Legal advisor Erick Bravo said that multimodal transportation "is one of the greatest challenges that the Colon Free Zone has faced." He expects it to enhance the Free Zone's geographical and infrastructure advantages, making it the warehousing and distribution center of choice for the whole region. "Companies are looking for through which their merchandise can arrive most reliably, efficiently and rapidly to their customers." He noted Colon's increasing role as a supplier of other free zones, such at those in Miami, Manaus and Venezuela's Isla Margarita.
"It is said that the Colon Free Zone's prosperity is the product of money laundering," Bravo noted, "but this isn't true --- it's efficiency and commercial advantages."

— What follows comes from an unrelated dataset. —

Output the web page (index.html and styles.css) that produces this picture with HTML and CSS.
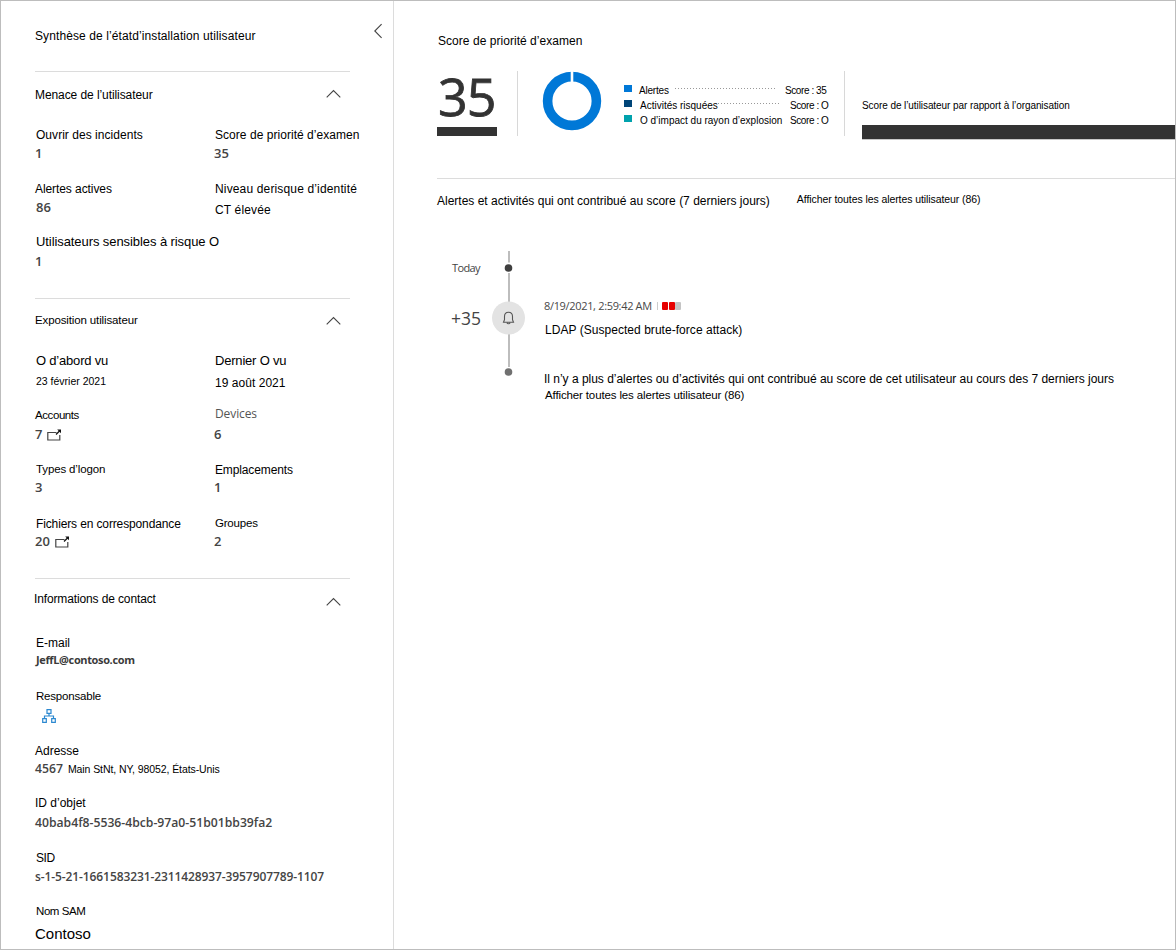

Bravo pointed out the free zone's efforts to stamp out drug trafficking, money laundering and intellectual property privacy, pointing out the new intellectual property office as the only law enforcement facility of its kind in any free zone anywhere in the world. He cited low costs, no taxes and easy immigration rules as key elements in the duty-free import-export zone's success. He said that Customs and Agricultural quarantine officials have an important role in the Colon Free Zone, but warned that too much bureaucracy in these areas could negate some of Colon's advantages.
Bravo said that with the development of the CEMIS projects, the airport, sea ports, railroad terminals and free zone will all be in one enclosed Customs and quarantine enforcement area, which should make law enforcement a bit easier. "It will be a city of about 28,000 people by day," he said of the walled enclave to come.
Wtihout reference to the controversial remarks, the Manzanillo International Termina's personnel director, Nilda Quijano, a black lady from Colon, made the case against Labor Minister JJ Vallarino III's recent declaration to the Reuters news agency that Colon residents don't want to work. "The Port of Manzanillo is the pride of all Panama, and also of Colon, of which I am a part." Noting that more than 90 percent of the people who work at the port, which is run by Seattle-based Steverdoring Services of America and is Latin America's most efficient sea port, come from Colon, she said that "we are capable, and the success of this project shows it."
"In this type of industry, efficiency rules all," Quijano said, adding that a lot of the technical terms and relations with world commerce are in English (another factor that gives Colon, much of whose population is of English-speaking Caribbean origins, an advantage). She noted that the port's early decision to work with Customs, coast guard and quarantine officials, and to establish a tight security system with more than 200 guards, specialized dogs and a closed-circuit video surveillance system, has helped the company maintain security without unduly slowing operations. She also pointed to the port's in-house trucking system as one of the barriers against theft and smuggling. All of this technology wouldn't work without a labor force that's willing and able," she concluded.
The railroad's Gislen Gad-Paille, who was educated at the University of Baltimore and the University of Maryland, explained her employer's $80 million investment, which won't be moving at full steam until the bottleneck at the Port of Balboa is resolved. "The railroad is not, like some people think, a competitor for the canal," she said. Instead, it will allow ships to quickly drop off some containers and pick up others, providing the transportation industry new options to speed cargo on its way.
A key task of the Panama Canal Railroad is "to assure Customs and quarantine officials that we're secure and controlled." She said that security measures are in place, and noted that one of the important ones is that trains will not be making stops at which items can be added to or subtracted from the containers.
The forum's main speaker was Edgardo Voiter, head of the Colon Free Zone's Customs office.
Starting with the observation that Customs is a tool of the government's foreign policy rather than a power unto itself, Voiter briefly outlined the changing role of his agency.
In an earlier era, when the government's trade policy was protectionist, Customs was there to "collect and protect," and to the extent that high tariffs didn't exclude foreign competition with Panamanian businesses, Customs "super-inspections" often did. But more or less since the 1989 US invasion, Customs has been playing a different role. The successive post-invasion governments have been aggressively lowering duties, and Customs must now be more sophisticated about categorizing merchandise and assessing true values upon which duties are to be levied. This has meant "a complete transformation in Customs procedures," he said.
A key turning point, Voiter said, was the passage of Law 41 of 1996. "When you come to Customs, everything is complex, everything is tied up. Law 41 was designed to change that." He said that the Tax Code needs modernization, because its customs norms are antiquated in light of modern world commerce, and thinks that efforts to harmonize the tax laws with Law 41 are likely to progress.
That's going to mean constantly changing procedures in the short to medium term, the Free Zone Customs director noted. And thus, when they get into the work force the students he addressed are going to have to do some thinking and adopt a "critical attitude" when interpreting and applying new norms.
Voiter said that multimodal transport is going to imply many new challenges for Customs and that it is important for the whole country that these bet met. "Panama must be a country that gives competitive services, and that includes Customs services." To do that, Customs is updating its computerized record keeping and communications capacities, so that as the movement of containers speeds up, Customs agents won't lose track of things.
He also noted that the Free Trade Area of the Americas, if and when it happens, will have major implications for Customs. It might mean an international customs union. "Why not unify Customs in the sending, transit and destination countries?" he asked.